How to Run Nodes in a Cluster

Here the general method for running in clusters:

Terminology/Context

Default: the default way to run a node-- not manually setting data workers
Cluster: a grouped set of servers that utilize the a central peerId/config, or in other words control process, by manually defining and running data workers across each server defined in that config file
Control Process: the process that controls the data worker processes
Data Worker Process: a process in which does all the heavy lifting for proving and computation

Assuming 2 Machines/Servers in a Cluster

You have at least 2 machines that are on the same network:

  • Machine A
    • Internal IP address: 192.168.0.200
    • 4 cores
  • Machine B
    • Internal IP address: 192.168.0.201
    • 4 cores

You want to run as many cores as possible using PeerId Qmabc123.

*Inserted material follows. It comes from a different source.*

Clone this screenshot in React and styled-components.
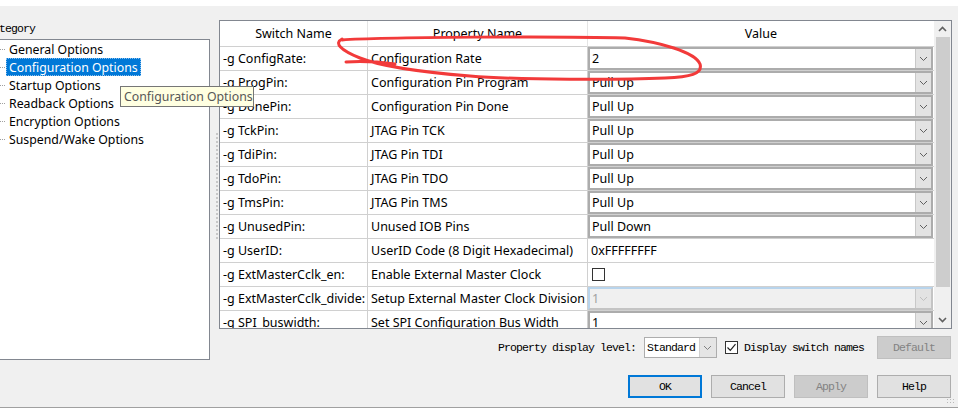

You will need a dedicated core for for controlling the data workers, so this means that you only have 7 available cores for data workers.

Set-up on each machine for Config

You don’t need to copy your keys or store, but you will need to have a .config directory with at least the config.yml file for getting the data worker process running.

  • For the machine with the control process: you need the whole .config directory per usual, with keys.yml, store directory, etc.
  • For the machines with only data workers: you ONLY need the .config directory with only the config.yml file in it.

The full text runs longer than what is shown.